INPUT DATA:
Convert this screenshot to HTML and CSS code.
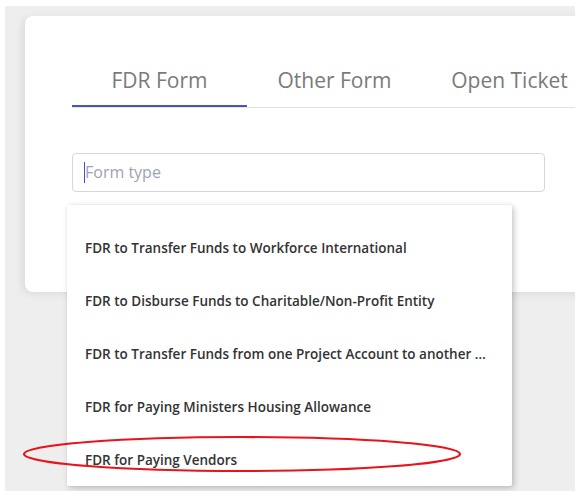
FILE: index.html
```html
<!DOCTYPE html>
<html lang="en">
<head>
<meta charset="utf-8">
<title>FDR Form</title>
<link rel="stylesheet" href="styles.css">
</head>
<body>
  <div class="backdrop">
    <section class="card">
      <nav class="tabs">
        <div class="tab tab-active">FDR Form</div>
        <div class="tab">Other Form</div>
        <div class="tab">Open Ticket</div>
      </nav>

      <div class="field-wrap">
        <div class="field">
          <span class="caret"></span>
          <span class="placeholder">Form type</span>
        </div>

        <ul class="menu">
          <li class="menu-item">FDR to Transfer Funds to Workforce International</li>
          <li class="menu-item">FDR to Disburse Funds to Charitable/Non-Profit Entity</li>
          <li class="menu-item">FDR to Transfer Funds from one Project Account to another …</li>
          <li class="menu-item">FDR for Paying Ministers Housing Allowance</li>
          <li class="menu-item">FDR for Paying Vendors</li>
        </ul>
      </div>
    </section>
  </div>

  <!-- hand-drawn highlight round the vendor option -->
  <svg class="highlight" width="446" height="42" viewBox="0 0 446 42" aria-hidden="true">
    <ellipse cx="222" cy="20" rx="218" ry="17" fill="none" stroke="#e8141b" stroke-width="2.2"/>
  </svg>
</body>
</html>
```

FILE: styles.css
```css
* {
  box-sizing: border-box;
}

html,
body {
  margin: 0;
  padding: 0;
  width: 575px;
  height: 491px;
  overflow: hidden;
  background: #ffffff;
  font-family: "Open Sans", "Noto Sans", "DejaVu Sans", sans-serif;
}

body {
  position: relative;
}

.backdrop {
  margin: 6px 0 0 5px;
  height: 485px;
  padding: 10px 0 0 20px;
  background: #eeeeee;
}

.card {
  width: 620px;
  height: 276px;
  padding: 43px 0 0 47px;
  background: #ffffff;
  border-radius: 8px 0 0 8px;
  box-shadow: -3px 2px 8px rgba(0, 0, 0, 0.08);
}

/* tab strip */
.tabs {
  display: flex;
  border-bottom: 1px solid #e2e2e2;
}

.tab {
  width: 175px;
  height: 48px;
  flex: none;
  display: flex;
  align-items: center;
  justify-content: center;
  padding-bottom: 6px;
  font-size: 21px;
  color: #7a7a7a;
  white-space: nowrap;
}

.tab-active {
  box-shadow: inset 0 -2px 0 #4556b8;
}

/* form type select */
.field-wrap {
  position: relative;
  margin-top: 45px;
  width: 473px;
}

.field {
  height: 39px;
  border: 1px solid #d4d7df;
  border-radius: 4px;
  display: flex;
  align-items: center;
  padding: 0 0 2px 11px;
  font-size: 16px;
}

.caret {
  width: 1px;
  height: 21px;
  margin-top: 2px;
  background: #3f51d0;
  flex: none;
}

.placeholder {
  color: #9ea3b0;
}

.menu {
  position: absolute;
  top: 52px;
  left: -5px;
  width: 445px;
  height: 281px;
  margin: 0;
  padding: 17px 0 0;
  list-style: none;
  background: #ffffff;
  border-radius: 2px;
  box-shadow: 2px 2px 6px rgba(0, 0, 0, 0.22), 0 0 2px rgba(0, 0, 0, 0.08);
  overflow: hidden;
}

.menu-item {
  height: 53px;
  padding: 0 20px 0 18px;
  line-height: 53px;
  font-size: 13.5px;
  font-weight: 600;
  color: #333333;
  white-space: nowrap;
  overflow: hidden;
  text-overflow: ellipsis;
}

/* annotation overlay */
.highlight {
  position: absolute;
  left: 20px;
  top: 434px;
}
```
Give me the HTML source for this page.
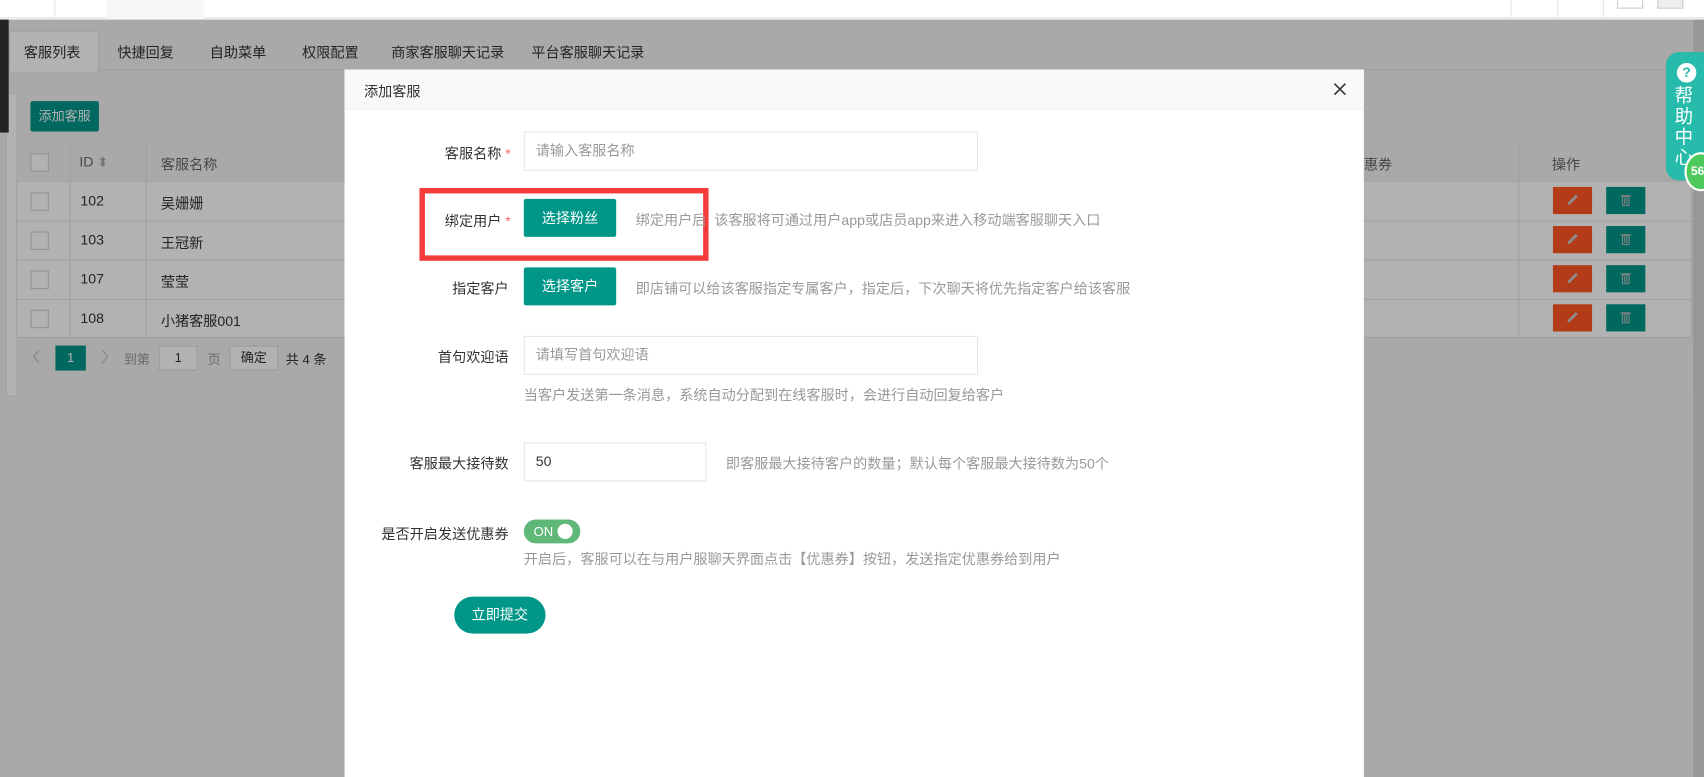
<!DOCTYPE html>
<html><head><meta charset="utf-8"><style>
*{box-sizing:border-box;margin:0;padding:0}
body{width:1704px;height:777px;overflow:hidden;background:#fff;font-family:"Liberation Sans","Noto Sans CJK SC",sans-serif}
#w{position:absolute;left:0;top:0;width:1568px;height:715px;transform:scale(1.08673);transform-origin:0 0;overflow:hidden;font-size:13px;color:#333}
.a{position:absolute}
.ov{background:rgba(0,0,0,.3)}
.lbl{position:absolute;right:1105px;text-align:right;font-size:13px;color:#333;white-space:nowrap}
.inp{position:absolute;left:482px;border:1px solid #e6e6e6;background:#fff;height:36px;line-height:34px;padding-left:10px;color:#999;font-size:13px}
.btn{position:absolute;left:482px;width:85px;height:35px;background:#009688;color:#fff;text-align:center;line-height:35px;border-radius:2px;font-size:13px}
.hint{position:absolute;color:#999;font-size:13px;white-space:nowrap}
.star{color:#f56c6c}
.ed{position:absolute;left:1429px;width:36px;height:25px;background:#ff5722}
.dl{position:absolute;left:1478px;width:36px;height:25px;background:#009688}
.ed svg,.dl svg{position:absolute;left:12px;top:6px}
</style></head><body><div id="w">
<div class="a" style="left:0;top:0;width:1568px;height:17px;background:#fff;border-bottom:1px solid #ddd"></div>
<div class="a" style="left:50px;top:0;width:1px;height:17px;background:#e5e5e5"></div>
<div class="a" style="left:98px;top:0;width:90px;height:17px;background:#f6f6f6"></div>
<div class="a" style="left:1390px;top:0;width:1px;height:17px;background:#e5e5e5"></div>
<div class="a" style="left:1433px;top:0;width:1px;height:17px;background:#e5e5e5"></div>
<div class="a" style="left:1475px;top:0;width:1px;height:17px;background:#e5e5e5"></div>
<div class="a" style="left:1488px;top:0;width:24px;height:8px;border:1px solid #ccc;border-top:0"></div>
<div class="a" style="left:1525px;top:0;width:24px;height:8px;background:#eee;border:1px solid #ccc;border-top:0"></div>
<div class="a" style="left:0;top:18px;width:1568px;height:697px;background:#f2f2f2"></div>
<div class="a" style="left:0;top:28px;width:1558px;height:37px;background:#f2f2f2;border-bottom:1px solid #e2e2e2"></div>
<div class="a" style="left:8px;top:28px;width:83px;height:38px;background:#fff;border:1px solid #e2e2e2;border-bottom:0"></div>
<div class="a" style="top:38px;left:22px;font-size:13px;color:#333;white-space:nowrap">客服列表</div>
<div class="a" style="top:38px;left:108px;font-size:13px;color:#333">快捷回复</div>
<div class="a" style="top:38px;left:193px;font-size:13px;color:#333">自助菜单</div>
<div class="a" style="top:38px;left:278px;font-size:13px;color:#333">权限配置</div>
<div class="a" style="top:38px;left:360px;font-size:13px;color:#333">商家客服聊天记录</div>
<div class="a" style="top:38px;left:489px;font-size:13px;color:#333">平台客服聊天记录</div>
<div class="a" style="left:5px;top:85px;width:1553px;height:280px;background:#fff;border:1px solid #e6e6e6"></div>
<div class="a" style="left:15px;top:85px;width:1543px;height:280px;background:#f2f2f2"></div>
<div class="a" style="left:15px;top:131px;width:1542px;height:180px;background:#fff;border:1px solid #e6e6e6"></div>
<div class="a" style="left:15px;top:131px;width:1542px;height:36px;background:#f2f2f2;border-bottom:1px solid #e6e6e6"></div>
<div class="a" style="left:28px;top:93px;width:63px;height:28px;background:#009688;color:#fff;font-size:12px;line-height:28px;text-align:center;border-radius:2px">添加客服</div>
<div class="a" style="left:64px;top:131px;width:1px;height:180px;background:#e6e6e6"></div>
<div class="a" style="left:134px;top:131px;width:1px;height:180px;background:#e6e6e6"></div>
<div class="a" style="left:1397px;top:131px;width:1px;height:180px;background:#e6e6e6"></div>
<div class="a" style="left:73px;top:141px;color:#666">ID <span style="color:#aaa;font-size:12px">⬍</span></div>
<div class="a" style="left:148px;top:141px;color:#666">客服名称</div>
<div class="a" style="left:1255px;top:141px;color:#666">惠券</div>
<div class="a" style="left:1428px;top:141px;color:#666">操作</div>
<div class="a" style="left:28px;top:141px;width:17px;height:17px;border:1px solid #d2d2d2;background:#fff"></div>
<div class="a" style="left:15px;top:203px;width:1542px;height:1px;background:#e6e6e6"></div>
<div class="a" style="left:15px;top:239px;width:1542px;height:1px;background:#e6e6e6"></div>
<div class="a" style="left:15px;top:275px;width:1542px;height:1px;background:#e6e6e6"></div>
<div class="a" style="left:28px;top:177px;width:17px;height:17px;border:1px solid #d2d2d2;background:#fff"></div>
<div class="a" style="left:28px;top:213px;width:17px;height:17px;border:1px solid #d2d2d2;background:#fff"></div>
<div class="a" style="left:28px;top:249px;width:17px;height:17px;border:1px solid #d2d2d2;background:#fff"></div>
<div class="a" style="left:28px;top:285px;width:17px;height:17px;border:1px solid #d2d2d2;background:#fff"></div>
<div class="a" style="left:74px;top:177px">102</div><div class="a" style="left:148px;top:177px">吴姗姗</div>
<div class="a" style="left:74px;top:213px">103</div><div class="a" style="left:148px;top:213px">王冠新</div>
<div class="a" style="left:74px;top:249px">107</div><div class="a" style="left:148px;top:249px">莹莹</div>
<div class="a" style="left:74px;top:285px">108</div><div class="a" style="left:148px;top:285px">小猪客服001</div>
<div class="ed" style="top:172px"><svg width="12" height="12"><path d="M2 10L10 2" stroke="#ccc" stroke-width="2.5"/></svg></div>
<div class="dl" style="top:172px"><svg width="12" height="12"><path d="M1 2h10M3 3h6v8H3zM5 4v6M7 4v6" stroke="#bbb" fill="none"/></svg></div>
<div class="ed" style="top:208px"><svg width="12" height="12"><path d="M2 10L10 2" stroke="#ccc" stroke-width="2.5"/></svg></div>
<div class="dl" style="top:208px"><svg width="12" height="12"><path d="M1 2h10M3 3h6v8H3zM5 4v6M7 4v6" stroke="#bbb" fill="none"/></svg></div>
<div class="ed" style="top:244px"><svg width="12" height="12"><path d="M2 10L10 2" stroke="#ccc" stroke-width="2.5"/></svg></div>
<div class="dl" style="top:244px"><svg width="12" height="12"><path d="M1 2h10M3 3h6v8H3zM5 4v6M7 4v6" stroke="#bbb" fill="none"/></svg></div>
<div class="ed" style="top:280px"><svg width="12" height="12"><path d="M2 10L10 2" stroke="#ccc" stroke-width="2.5"/></svg></div>
<div class="dl" style="top:280px"><svg width="12" height="12"><path d="M1 2h10M3 3h6v8H3zM5 4v6M7 4v6" stroke="#bbb" fill="none"/></svg></div>
<div class="a" style="left:28px;top:320px"><svg width="10" height="16"><path d="M8 2L3 8l5 6" stroke="#bbb" fill="none"/></svg></div>
<div class="a" style="left:51px;top:318px;width:28px;height:23px;background:#009688;color:#fff;text-align:center;line-height:23px;font-size:12px">1</div>
<div class="a" style="left:92px;top:320px"><svg width="10" height="16"><path d="M2 2l5 6-5 6" stroke="#bbb" fill="none"/></svg></div>
<div class="a" style="left:114px;top:322px;color:#999;font-size:12px">到第</div>
<div class="a" style="left:146px;top:318px;width:36px;height:23px;border:1px solid #ddd;background:#fff;text-align:center;line-height:21px;font-size:12px">1</div>
<div class="a" style="left:191px;top:322px;color:#999;font-size:12px">页</div>
<div class="a" style="left:211px;top:318px;width:45px;height:23px;border:1px solid #ddd;background:#fff;text-align:center;line-height:21px;font-size:12px">确定</div>
<div class="a" style="left:263px;top:322px;font-size:12px">共 4 条</div>
<div class="a" style="left:0;top:18px;width:8px;height:104px;background:#333"></div>
<div class="a ov" style="left:0;top:18px;width:1568px;height:697px"></div>
<div class="a" style="left:1558px;top:18px;width:10px;height:697px;background:rgba(0,0,0,.1)"></div>
<div class="a" style="left:1533px;top:48px;width:40px;height:118px;background:#26bbaa;border-radius:12px 0 0 12px"></div>
<div class="a" style="left:1543px;top:58px;width:18px;height:18px;border-radius:50%;background:#fff;color:#26bbaa;font-weight:bold;text-align:center;line-height:18px;font-size:13px">?</div>
<div class="a" style="left:1541px;top:79px;width:20px;color:#fff;font-size:17px;line-height:19px">帮<br>助<br>中<br>心</div>
<div class="a" style="left:1550px;top:140px;width:30px;height:36px;border-radius:50%;background:#4cc95a;border:2px solid #fff;color:#fff;font-weight:bold;font-size:11px;line-height:32px;padding-left:4px">56</div>
<div class="a" style="left:317px;top:64px;width:938px;height:660px;background:#fff"></div>
<div class="a" style="left:317px;top:64px;width:938px;height:37px;background:#f8f8f8;border-bottom:1px solid #eee"></div>
<div class="a" style="left:335px;top:74px;font-size:13px;color:#333">添加客服</div>
<div class="a" style="left:1227px;top:76px"><svg width="12" height="12"><path d="M1 1l10 10M11 1L1 11" stroke="#333" stroke-width="1.5"/></svg></div>
<div class="lbl" style="top:131px;right:1098px">客服名称 <span class="star">*</span></div>
<div class="inp" style="top:121px;width:418px">请输入客服名称</div>
<div class="a" style="left:386px;top:173px;width:266px;height:67px;border:5px solid #f63b3b"></div>
<div class="lbl" style="top:193px;right:1098px">绑定用户 <span class="star">*</span></div>
<div class="btn" style="top:183px">选择粉丝</div>
<div class="hint" style="left:585px;top:192px">绑定用户后&nbsp;&nbsp;该客服将可通过用户app或店员app来进入移动端客服聊天入口</div>
<div class="lbl" style="top:255px;right:1100px">指定客户</div>
<div class="btn" style="top:246px">选择客户</div>
<div class="hint" style="left:585px;top:255px">即店铺可以给该客服指定专属客户，指定后，下次聊天将优先指定客户给该客服</div>
<div class="lbl" style="top:318px;right:1100px">首句欢迎语</div>
<div class="inp" style="top:309px;width:418px">请填写首句欢迎语</div>
<div class="hint" style="left:482px;top:353px">当客户发送第一条消息，系统自动分配到在线客服时，会进行自动回复给客户</div>
<div class="lbl" style="top:416px;right:1100px">客服最大接待数</div>
<div class="inp" style="top:407px;width:168px;color:#333">50</div>
<div class="hint" style="left:668px;top:416px">即客服最大接待客户的数量；默认每个客服最大接待数为50个</div>
<div class="lbl" style="top:481px;right:1100px">是否开启发送优惠券</div>
<div class="a" style="left:482px;top:478px;width:52px;height:22px;border-radius:11px;background:#5fb878;color:#fff;font-size:12px;line-height:22px;padding-left:9px">ON</div>
<div class="a" style="left:513px;top:482px;width:14px;height:14px;border-radius:50%;background:#fff"></div>
<div class="hint" style="left:482px;top:504px">开启后，客服可以在与用户服聊天界面点击【优惠券】按钮，发送指定优惠券给到用户</div>
<div class="a" style="left:418px;top:549px;width:84px;height:34px;border-radius:17px;background:#009688;color:#fff;text-align:center;line-height:34px">立即提交</div>
</div></body></html>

WHAT TO DO: Only lines that contain the word "this" are wanted; copy each of them.

RIGHT ANSWER:
Convert this screenshot to HTML and CSS code.
Give me the HTML source for this page.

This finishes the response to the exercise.